** Begin Extracted records **

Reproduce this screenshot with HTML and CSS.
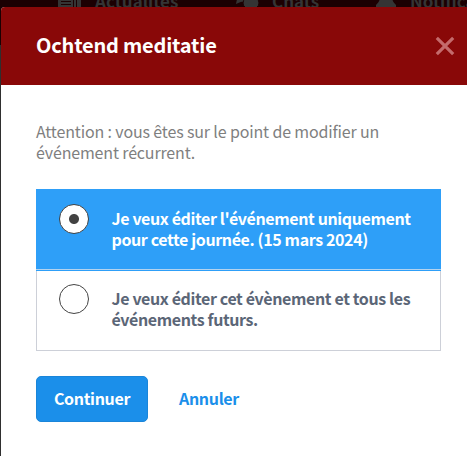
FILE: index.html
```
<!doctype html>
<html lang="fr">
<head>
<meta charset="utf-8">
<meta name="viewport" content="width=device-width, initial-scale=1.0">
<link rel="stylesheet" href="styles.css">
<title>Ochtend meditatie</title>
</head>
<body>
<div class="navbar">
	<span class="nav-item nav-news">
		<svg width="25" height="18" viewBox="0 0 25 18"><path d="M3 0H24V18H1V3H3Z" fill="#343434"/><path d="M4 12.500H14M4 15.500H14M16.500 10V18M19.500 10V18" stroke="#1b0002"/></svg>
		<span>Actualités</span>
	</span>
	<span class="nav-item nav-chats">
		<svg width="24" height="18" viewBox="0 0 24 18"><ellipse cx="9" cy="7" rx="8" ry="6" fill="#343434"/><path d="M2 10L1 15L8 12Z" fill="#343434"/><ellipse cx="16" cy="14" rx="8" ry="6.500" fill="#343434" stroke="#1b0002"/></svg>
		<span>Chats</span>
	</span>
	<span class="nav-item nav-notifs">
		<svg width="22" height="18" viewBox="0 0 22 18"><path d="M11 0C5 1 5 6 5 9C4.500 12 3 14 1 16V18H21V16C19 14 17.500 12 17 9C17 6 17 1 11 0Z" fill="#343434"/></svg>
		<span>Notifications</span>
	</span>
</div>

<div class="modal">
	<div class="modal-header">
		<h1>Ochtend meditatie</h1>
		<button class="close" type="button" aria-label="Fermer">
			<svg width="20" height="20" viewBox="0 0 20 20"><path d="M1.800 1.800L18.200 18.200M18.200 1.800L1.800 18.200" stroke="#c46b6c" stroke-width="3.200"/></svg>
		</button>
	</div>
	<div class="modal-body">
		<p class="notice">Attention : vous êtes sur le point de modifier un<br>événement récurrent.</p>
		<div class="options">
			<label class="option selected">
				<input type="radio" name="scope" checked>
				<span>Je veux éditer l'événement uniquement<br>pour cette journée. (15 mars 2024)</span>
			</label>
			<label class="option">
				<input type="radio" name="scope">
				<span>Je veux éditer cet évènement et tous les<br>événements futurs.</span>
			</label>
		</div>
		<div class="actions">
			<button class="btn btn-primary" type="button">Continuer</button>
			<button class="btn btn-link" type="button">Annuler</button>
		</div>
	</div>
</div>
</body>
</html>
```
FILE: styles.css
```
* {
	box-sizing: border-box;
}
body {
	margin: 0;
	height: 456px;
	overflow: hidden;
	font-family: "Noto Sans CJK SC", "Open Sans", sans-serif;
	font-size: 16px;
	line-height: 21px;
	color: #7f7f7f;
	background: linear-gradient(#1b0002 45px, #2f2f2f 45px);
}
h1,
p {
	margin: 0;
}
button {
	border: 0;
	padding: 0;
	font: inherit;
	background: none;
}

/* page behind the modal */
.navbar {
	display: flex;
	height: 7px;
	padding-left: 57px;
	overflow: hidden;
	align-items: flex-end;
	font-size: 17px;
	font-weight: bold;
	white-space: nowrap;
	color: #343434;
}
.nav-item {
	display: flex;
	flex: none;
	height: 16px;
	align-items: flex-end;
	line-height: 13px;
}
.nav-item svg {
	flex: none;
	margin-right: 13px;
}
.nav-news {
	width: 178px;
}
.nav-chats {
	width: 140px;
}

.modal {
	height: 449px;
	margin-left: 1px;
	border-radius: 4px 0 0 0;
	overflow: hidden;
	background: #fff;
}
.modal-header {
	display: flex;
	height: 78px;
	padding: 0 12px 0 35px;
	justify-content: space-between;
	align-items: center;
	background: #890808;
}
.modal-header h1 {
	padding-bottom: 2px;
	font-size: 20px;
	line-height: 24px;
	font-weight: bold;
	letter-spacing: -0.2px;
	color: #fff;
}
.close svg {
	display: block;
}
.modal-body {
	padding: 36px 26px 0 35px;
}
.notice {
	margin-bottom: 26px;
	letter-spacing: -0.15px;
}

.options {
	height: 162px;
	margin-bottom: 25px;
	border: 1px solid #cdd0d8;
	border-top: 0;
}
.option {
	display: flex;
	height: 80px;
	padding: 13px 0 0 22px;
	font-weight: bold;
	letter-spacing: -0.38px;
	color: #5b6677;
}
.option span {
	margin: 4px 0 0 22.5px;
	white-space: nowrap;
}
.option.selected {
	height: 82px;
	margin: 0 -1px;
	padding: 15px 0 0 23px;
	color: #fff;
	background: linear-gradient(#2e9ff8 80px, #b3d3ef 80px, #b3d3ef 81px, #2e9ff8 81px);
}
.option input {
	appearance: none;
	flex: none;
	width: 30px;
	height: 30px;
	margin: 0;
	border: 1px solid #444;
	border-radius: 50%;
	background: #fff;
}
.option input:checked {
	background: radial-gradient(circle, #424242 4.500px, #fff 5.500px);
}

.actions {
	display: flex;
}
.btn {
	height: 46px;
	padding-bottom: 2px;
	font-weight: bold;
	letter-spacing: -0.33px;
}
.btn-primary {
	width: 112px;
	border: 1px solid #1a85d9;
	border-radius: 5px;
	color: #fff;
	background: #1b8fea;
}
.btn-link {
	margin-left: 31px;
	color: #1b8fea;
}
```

** End Extracted records **
** Begin Extracted records **

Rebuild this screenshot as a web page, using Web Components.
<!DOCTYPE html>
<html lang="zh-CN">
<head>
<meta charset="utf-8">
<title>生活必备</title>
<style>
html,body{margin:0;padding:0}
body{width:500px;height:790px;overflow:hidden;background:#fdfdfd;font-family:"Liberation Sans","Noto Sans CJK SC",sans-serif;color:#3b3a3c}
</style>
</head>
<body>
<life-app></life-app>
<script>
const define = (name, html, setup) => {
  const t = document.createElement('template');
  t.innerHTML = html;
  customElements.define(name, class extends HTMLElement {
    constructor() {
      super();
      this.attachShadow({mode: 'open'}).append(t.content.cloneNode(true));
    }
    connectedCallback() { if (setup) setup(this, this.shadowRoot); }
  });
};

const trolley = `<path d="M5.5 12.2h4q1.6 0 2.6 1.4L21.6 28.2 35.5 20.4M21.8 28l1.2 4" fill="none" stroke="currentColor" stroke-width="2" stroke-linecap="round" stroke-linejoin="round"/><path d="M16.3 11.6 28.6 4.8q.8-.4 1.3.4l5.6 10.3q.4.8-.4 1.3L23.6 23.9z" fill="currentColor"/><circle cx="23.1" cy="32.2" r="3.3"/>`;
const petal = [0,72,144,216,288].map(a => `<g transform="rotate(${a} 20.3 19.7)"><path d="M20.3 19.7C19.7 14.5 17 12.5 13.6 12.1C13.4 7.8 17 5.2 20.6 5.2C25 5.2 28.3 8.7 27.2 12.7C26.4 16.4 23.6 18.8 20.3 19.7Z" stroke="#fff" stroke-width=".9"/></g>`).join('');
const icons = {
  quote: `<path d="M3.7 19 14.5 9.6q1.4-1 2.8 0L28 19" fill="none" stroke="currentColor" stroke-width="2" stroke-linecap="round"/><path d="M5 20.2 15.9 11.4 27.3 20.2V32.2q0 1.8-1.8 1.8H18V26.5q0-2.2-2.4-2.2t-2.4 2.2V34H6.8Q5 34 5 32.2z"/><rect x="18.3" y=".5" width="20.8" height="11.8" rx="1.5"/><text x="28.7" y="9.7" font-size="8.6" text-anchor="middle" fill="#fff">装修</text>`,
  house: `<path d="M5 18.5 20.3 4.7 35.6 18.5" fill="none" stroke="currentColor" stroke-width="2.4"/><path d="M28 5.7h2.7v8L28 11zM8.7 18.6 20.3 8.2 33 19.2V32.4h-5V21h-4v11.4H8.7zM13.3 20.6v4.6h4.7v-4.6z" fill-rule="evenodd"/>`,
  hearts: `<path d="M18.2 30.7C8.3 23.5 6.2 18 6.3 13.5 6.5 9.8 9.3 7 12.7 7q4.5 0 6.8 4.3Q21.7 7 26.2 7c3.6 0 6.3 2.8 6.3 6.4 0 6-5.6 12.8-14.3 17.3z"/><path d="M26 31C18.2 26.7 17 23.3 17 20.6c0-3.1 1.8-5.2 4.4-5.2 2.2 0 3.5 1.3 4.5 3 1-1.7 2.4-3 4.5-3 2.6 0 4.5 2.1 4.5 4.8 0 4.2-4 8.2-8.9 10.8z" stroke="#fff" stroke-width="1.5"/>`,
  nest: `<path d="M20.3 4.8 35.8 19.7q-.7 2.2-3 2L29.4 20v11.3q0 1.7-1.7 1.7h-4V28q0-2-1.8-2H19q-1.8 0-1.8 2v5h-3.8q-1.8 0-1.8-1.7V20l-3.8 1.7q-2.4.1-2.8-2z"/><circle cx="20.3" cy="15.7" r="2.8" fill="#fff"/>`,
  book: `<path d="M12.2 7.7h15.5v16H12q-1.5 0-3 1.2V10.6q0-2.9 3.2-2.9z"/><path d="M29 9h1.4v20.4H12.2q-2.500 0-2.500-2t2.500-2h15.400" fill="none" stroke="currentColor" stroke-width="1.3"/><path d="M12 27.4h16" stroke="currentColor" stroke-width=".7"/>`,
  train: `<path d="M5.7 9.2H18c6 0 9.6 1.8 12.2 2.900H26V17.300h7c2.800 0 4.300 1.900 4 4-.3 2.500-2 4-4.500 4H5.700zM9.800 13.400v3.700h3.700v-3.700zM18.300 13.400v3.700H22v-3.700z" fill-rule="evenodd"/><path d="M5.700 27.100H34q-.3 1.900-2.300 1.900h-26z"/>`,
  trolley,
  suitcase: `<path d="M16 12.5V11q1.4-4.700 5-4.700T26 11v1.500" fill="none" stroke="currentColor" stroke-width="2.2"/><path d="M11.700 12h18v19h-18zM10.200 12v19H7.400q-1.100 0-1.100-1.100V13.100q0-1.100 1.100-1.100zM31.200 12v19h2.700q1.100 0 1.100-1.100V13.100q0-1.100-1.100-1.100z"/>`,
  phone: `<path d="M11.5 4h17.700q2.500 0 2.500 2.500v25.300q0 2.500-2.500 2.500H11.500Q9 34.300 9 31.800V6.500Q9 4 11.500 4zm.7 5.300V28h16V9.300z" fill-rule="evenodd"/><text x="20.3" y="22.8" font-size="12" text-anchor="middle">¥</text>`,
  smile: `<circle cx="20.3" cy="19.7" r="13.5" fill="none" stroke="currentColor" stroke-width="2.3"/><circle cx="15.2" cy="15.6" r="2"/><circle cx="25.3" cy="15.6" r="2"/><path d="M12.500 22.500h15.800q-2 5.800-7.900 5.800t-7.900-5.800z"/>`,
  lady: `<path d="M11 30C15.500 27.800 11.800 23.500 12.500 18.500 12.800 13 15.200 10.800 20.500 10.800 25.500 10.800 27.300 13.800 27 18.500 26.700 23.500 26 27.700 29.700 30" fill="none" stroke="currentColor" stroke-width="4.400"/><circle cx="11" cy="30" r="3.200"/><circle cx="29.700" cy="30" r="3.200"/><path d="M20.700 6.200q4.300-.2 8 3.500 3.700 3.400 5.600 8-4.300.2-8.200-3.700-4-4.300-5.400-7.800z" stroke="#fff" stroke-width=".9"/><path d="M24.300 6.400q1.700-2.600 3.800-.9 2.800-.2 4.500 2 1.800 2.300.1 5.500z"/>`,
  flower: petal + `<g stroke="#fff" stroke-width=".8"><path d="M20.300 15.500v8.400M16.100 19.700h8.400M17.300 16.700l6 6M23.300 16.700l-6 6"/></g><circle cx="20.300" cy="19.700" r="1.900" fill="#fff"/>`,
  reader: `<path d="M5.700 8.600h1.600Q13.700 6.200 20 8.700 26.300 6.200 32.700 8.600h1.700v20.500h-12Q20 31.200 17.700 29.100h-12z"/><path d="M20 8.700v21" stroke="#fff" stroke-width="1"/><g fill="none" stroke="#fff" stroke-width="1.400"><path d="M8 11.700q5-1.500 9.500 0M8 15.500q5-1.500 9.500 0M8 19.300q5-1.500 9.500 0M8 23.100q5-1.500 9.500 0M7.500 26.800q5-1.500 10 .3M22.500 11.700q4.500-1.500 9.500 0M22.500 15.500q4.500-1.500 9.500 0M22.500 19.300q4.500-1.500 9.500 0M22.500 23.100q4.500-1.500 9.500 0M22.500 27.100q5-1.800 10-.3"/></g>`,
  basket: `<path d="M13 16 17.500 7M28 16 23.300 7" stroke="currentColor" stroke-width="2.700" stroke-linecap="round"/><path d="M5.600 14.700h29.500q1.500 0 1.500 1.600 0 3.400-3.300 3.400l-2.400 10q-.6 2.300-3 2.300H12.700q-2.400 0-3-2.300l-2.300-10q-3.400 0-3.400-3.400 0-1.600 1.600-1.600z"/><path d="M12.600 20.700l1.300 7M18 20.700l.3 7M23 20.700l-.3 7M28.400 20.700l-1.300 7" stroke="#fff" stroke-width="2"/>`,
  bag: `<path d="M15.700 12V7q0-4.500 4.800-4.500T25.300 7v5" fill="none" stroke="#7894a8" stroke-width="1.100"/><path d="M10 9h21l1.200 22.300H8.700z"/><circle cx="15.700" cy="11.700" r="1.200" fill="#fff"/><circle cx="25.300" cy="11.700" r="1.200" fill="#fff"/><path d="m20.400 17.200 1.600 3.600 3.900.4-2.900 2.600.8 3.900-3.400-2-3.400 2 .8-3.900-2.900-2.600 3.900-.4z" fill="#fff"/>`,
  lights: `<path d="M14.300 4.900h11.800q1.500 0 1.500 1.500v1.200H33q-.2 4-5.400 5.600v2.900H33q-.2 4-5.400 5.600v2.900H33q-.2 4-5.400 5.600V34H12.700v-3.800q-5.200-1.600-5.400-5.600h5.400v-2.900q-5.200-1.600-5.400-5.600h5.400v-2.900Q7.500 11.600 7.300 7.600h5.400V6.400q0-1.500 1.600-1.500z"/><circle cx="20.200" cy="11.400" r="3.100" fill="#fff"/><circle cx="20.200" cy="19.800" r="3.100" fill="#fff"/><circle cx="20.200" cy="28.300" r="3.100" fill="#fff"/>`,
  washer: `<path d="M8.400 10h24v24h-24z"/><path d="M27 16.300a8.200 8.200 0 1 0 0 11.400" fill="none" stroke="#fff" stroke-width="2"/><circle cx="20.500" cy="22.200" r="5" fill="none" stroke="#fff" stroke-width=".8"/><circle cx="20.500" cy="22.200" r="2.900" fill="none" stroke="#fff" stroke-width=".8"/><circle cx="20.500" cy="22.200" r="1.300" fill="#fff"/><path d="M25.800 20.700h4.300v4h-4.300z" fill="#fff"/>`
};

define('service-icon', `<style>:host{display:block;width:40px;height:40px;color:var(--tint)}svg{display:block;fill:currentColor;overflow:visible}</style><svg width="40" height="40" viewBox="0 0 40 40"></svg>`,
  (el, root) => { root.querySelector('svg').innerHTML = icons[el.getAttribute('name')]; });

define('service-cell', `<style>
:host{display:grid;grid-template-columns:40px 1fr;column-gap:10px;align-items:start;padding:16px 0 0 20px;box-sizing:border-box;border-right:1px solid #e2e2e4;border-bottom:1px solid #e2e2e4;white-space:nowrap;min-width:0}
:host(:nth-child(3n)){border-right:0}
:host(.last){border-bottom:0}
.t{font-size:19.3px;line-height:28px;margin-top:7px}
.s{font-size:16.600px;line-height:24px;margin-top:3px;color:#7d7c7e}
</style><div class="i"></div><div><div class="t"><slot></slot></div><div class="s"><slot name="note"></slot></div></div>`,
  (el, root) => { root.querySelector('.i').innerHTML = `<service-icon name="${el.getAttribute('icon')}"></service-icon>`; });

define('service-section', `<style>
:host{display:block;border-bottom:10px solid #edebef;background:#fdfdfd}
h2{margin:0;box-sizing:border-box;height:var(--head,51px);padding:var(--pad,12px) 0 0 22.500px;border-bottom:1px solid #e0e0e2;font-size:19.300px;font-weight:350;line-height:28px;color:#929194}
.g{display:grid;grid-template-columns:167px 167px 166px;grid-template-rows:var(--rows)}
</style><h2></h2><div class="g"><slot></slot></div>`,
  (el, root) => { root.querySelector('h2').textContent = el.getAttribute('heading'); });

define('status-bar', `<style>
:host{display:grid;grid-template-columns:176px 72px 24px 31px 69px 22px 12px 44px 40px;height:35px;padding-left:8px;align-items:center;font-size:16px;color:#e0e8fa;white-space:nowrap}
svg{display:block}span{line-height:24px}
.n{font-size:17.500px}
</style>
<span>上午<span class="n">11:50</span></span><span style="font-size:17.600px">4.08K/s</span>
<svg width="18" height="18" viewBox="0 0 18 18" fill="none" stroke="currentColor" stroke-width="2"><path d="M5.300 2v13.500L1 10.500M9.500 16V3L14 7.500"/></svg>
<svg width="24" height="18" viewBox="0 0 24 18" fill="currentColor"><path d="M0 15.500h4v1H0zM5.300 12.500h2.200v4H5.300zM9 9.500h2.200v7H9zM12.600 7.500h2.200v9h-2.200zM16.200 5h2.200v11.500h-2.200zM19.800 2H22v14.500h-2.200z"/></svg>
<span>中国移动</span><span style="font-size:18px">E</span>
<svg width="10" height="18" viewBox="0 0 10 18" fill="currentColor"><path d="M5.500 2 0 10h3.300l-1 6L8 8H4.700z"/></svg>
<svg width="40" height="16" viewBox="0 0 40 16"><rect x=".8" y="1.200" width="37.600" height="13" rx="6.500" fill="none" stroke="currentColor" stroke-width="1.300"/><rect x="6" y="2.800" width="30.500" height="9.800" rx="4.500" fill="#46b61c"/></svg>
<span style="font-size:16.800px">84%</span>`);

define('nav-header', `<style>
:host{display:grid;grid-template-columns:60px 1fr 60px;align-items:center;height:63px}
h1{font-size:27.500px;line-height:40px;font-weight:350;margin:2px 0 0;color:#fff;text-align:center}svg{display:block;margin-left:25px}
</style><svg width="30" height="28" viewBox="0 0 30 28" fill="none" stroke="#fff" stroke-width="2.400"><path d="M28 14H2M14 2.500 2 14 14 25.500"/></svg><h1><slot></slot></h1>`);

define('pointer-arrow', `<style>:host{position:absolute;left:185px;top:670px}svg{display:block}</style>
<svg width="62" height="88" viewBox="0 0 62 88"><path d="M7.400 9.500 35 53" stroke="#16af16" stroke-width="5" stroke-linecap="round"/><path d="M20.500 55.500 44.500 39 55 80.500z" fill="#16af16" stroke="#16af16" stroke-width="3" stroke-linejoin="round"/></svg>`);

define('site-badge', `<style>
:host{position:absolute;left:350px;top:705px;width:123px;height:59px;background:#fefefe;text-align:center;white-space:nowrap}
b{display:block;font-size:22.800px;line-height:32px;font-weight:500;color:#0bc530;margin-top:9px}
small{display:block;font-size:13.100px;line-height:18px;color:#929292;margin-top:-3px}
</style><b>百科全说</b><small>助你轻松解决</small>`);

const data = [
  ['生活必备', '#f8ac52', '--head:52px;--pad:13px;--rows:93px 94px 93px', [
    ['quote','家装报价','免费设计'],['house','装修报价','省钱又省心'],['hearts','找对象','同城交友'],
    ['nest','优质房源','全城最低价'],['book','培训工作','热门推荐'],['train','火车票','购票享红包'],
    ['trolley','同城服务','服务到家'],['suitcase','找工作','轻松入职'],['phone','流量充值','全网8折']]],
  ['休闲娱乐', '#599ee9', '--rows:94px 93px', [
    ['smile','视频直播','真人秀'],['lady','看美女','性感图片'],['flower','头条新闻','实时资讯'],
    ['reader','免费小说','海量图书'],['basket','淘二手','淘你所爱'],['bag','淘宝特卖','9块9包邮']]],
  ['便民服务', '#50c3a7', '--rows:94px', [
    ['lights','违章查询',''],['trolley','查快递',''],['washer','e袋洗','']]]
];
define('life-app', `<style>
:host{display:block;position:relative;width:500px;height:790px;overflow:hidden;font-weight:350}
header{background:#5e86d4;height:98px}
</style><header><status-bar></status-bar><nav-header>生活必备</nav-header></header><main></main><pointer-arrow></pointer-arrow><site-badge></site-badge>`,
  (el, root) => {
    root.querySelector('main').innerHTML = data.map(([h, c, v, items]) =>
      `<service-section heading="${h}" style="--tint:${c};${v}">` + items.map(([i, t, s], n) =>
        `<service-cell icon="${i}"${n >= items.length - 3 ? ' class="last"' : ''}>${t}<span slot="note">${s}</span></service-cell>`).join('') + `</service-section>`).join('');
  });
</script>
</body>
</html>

** End Extracted records **
** Begin Extracted records **

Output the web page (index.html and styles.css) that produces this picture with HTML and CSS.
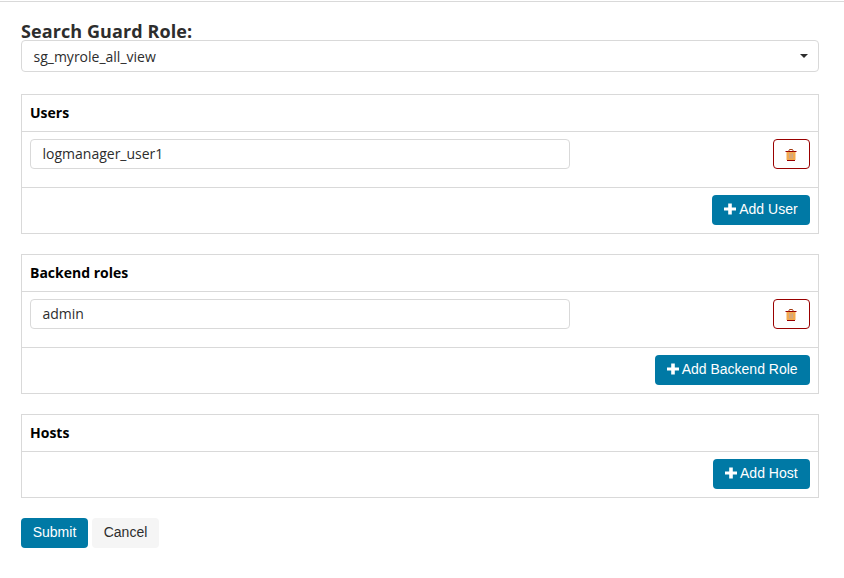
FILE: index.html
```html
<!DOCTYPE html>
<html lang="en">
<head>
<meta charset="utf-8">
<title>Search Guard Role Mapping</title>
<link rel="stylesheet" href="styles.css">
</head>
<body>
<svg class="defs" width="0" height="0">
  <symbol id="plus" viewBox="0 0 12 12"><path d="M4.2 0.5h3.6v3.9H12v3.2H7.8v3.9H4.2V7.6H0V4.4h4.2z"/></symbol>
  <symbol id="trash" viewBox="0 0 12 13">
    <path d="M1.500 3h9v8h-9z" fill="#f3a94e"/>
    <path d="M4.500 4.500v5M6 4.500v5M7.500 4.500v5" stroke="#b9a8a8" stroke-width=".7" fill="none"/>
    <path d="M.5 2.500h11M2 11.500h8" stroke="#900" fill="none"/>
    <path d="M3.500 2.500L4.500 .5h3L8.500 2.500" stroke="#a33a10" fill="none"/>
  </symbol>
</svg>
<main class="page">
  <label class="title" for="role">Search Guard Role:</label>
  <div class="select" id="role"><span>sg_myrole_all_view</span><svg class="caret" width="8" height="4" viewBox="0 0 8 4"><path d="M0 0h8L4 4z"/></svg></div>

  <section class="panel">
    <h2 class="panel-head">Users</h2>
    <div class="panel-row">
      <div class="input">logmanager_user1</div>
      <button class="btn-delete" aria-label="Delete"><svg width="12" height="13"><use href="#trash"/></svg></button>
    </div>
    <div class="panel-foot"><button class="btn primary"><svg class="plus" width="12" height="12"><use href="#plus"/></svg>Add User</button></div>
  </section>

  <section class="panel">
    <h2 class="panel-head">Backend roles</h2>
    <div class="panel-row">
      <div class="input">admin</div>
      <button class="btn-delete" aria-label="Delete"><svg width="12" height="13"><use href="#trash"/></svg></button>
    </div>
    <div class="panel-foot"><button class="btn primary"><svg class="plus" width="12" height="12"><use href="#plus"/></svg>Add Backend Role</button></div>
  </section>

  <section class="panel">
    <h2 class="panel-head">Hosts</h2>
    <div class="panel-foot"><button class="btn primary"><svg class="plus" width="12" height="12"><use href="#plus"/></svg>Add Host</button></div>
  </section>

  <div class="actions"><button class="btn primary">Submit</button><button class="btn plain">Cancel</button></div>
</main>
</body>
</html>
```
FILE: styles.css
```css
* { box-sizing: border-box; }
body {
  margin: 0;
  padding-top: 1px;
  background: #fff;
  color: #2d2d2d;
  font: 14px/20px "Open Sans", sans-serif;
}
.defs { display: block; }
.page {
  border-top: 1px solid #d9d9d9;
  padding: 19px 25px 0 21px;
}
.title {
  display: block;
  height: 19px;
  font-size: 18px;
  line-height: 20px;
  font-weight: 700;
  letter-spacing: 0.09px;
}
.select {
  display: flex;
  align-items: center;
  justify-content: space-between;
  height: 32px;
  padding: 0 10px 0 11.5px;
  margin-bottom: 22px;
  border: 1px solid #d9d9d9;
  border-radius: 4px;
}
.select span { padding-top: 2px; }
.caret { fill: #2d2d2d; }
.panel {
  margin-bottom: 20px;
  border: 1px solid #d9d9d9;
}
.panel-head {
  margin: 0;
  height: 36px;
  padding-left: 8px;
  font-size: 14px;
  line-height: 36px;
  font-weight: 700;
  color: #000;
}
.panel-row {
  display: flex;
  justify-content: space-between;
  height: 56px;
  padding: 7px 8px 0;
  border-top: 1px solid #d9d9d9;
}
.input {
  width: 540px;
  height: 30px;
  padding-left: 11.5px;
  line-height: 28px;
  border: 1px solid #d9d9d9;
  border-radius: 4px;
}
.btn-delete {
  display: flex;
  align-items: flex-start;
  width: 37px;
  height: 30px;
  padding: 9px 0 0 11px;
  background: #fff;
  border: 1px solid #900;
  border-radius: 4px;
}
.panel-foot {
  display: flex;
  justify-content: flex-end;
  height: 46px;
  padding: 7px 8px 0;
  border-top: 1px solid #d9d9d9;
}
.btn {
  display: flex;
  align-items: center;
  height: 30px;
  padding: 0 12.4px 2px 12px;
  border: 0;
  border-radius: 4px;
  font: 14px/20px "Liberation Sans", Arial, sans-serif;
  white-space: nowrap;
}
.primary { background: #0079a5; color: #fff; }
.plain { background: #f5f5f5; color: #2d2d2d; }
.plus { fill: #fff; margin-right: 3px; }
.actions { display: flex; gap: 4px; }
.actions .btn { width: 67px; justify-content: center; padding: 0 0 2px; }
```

** End Extracted records **

> _Your objective_
Show the lines of the data that hold the word "screenshot".

> _Exercise output_
Reproduce this screenshot with HTML and CSS.
Rebuild this screenshot as a web page, using Web Components.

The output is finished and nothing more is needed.